Kasia Cerekwicka żali się w szczerym (jak zwykle) wywiadzie dla Vivy, że całe jej życie prywatne się posypało. Jej narzeczony nie wytrzymał z nią i po kilku miesiącach wspólnego mieszkania uciekł z Polski.
Kaśka próbuje go tłumaczyć, ale wypada to jakoś mało przekonująco. Podobno wszystkiemu winna jest jej kariera, media (media zawsze są winne!) i to, że to ona dużo więcej zarabiała. Twierdzi, że Robert czuł się źle z myślą, że to ona będzie go utrzymywać. Na pewno zrobi mu się miło, gdy przeczyta o tym w prasie...
Zerwałam z miłości. Bo w imię uczucia poniosłam ofiarę najwyższą - zapewnia Cerekwicka (Jezu, co za PIERDOŁY! :). Nie satysfakcjonowała go praca tutaj. Mówiłam: "Odpocznij, zrezygnuj, mamy pieniądze. Ty mnie utrzymywałeś przez cztery lata, kiedy miałam zastój zawodowy. Kolej na mnie." Odpowiedział: "Jestem mężczyzną." Wiem, jak go bolało, że to ja jestem bankierką w tym związku.
On mnie nadal kocha, wiem to. Teraz jestem rozdarta, Nie wiem, co dalej.

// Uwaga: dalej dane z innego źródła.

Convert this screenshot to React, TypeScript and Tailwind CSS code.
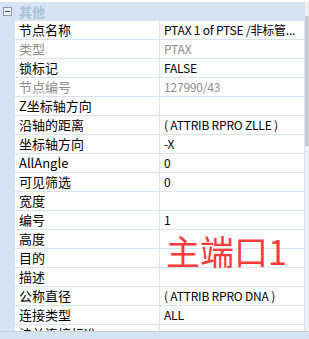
import React from "react";

type Row = { label: string; value?: string; dim?: boolean };

const rows: Row[] = [
  { label: "节点名称", value: "PTAX 1 of PTSE /非标管..." },
  { label: "类型", value: "PTAX", dim: true },
  { label: "锁标记", value: "FALSE" },
  { label: "节点编号", value: "127990/43", dim: true },
  { label: "Z坐标轴方向", value: "" },
  { label: "沿轴的距离", value: "( ATTRIB RPRO ZLLE )" },
  { label: "坐标轴方向", value: "-X" },
  { label: "AllAngle", value: "0" },
  { label: "可见筛选", value: "0" },
  { label: "宽度", value: "" },
  { label: "编号", value: "1" },
  { label: "高度", value: "" },
  { label: "目的", value: "" },
  { label: "描述", value: "" },
  { label: "公称直径", value: "( ATTRIB RPRO DNA )" },
  { label: "连接类型", value: "ALL" },
  { label: "法兰连接标准", value: "" },
];

export default function App() {
  return (
    <div
      className="relative w-[309px] h-[339px] overflow-hidden bg-white flex flex-col text-[13px] text-black"
      style={{ fontFamily: '"Noto Sans CJK SC", "Noto Sans", sans-serif' }}
    >
      <div className="h-[2px] bg-white shrink-0" />
      <div className="flex flex-1 min-h-0">
        <div className="flex-1 min-w-0 flex flex-col overflow-hidden">
          {/* group header */}
          <div className="h-[19px] shrink-0 bg-[#d5e3f2] flex items-center">
            <div className="w-[15px] flex justify-center">
              <div className="w-[9px] h-[9px] border border-[#8a9bb0] bg-[#eef3f9] flex items-center justify-center">
                <div className="w-[5px] h-px bg-[#3c4a5c]" />
              </div>
            </div>
            <span className="pl-[4px] font-bold text-[#a9c1dc] leading-none">其他</span>
          </div>
          {rows.map((r, i) => (
            <div key={i} className="flex h-[19px] shrink-0">
              <div className="w-[15px] bg-[#d5e3f2] shrink-0" />
              <div className="w-[145px] shrink-0 border-r border-b border-[#d5e3f2] pl-[4px] flex items-center whitespace-nowrap overflow-hidden">
                <span className={r.dim ? "text-[#8d8d8d]" : ""}>{r.label}</span>
              </div>
              <div className="w-[145px] shrink-0 border-r border-b border-[#d5e3f2] pl-[4px] flex items-center whitespace-nowrap overflow-hidden">
                <span className={"text-[12px] tracking-[-0.2px] " + (r.dim ? "text-[#8d8d8d]" : "")}>{r.value}</span>
              </div>
            </div>
          ))}
        </div>
        <div className="w-[4px] shrink-0 bg-[#f0f0f0] flex flex-col">
          <div className="h-[14px]" />
          <div className="h-[130px] bg-[#cdcdcd]" />
        </div>
      </div>
      <div className="h-[8px] shrink-0 border-t border-[#c4cfdc] bg-[#d5e3f2]" />
      <div className="absolute left-[166px] top-[234px] text-[34px] leading-none text-[#ff3a3a]">
        主端口1
      </div>
    </div>
  );
}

Na razie nie planuję żadnych związków, żadnych romansów - zapewnia.
Ale tak ŻADNYCH? Zupełnie? Zero seksu?
Przyzwyczaiłam się do klęsk i odbieram je z pokorą - kontynuuje użalanie się nad sobą. Mówię sobie: cholera, nigdy więcej facetów w moim życiu, bo chodzę potem całkiem rozregulowana. Jakoś jednak stanęłam na nogi. Ale potrzebowałam kilku miesięcy. (...) Czasem ogarnia mnie lęk, czy ja zdążę z tym wszystkim? Czy będę miała dzieci?
Czy zadawanie takich pytań milionom Polaków to na pewno skuteczna forma terapii?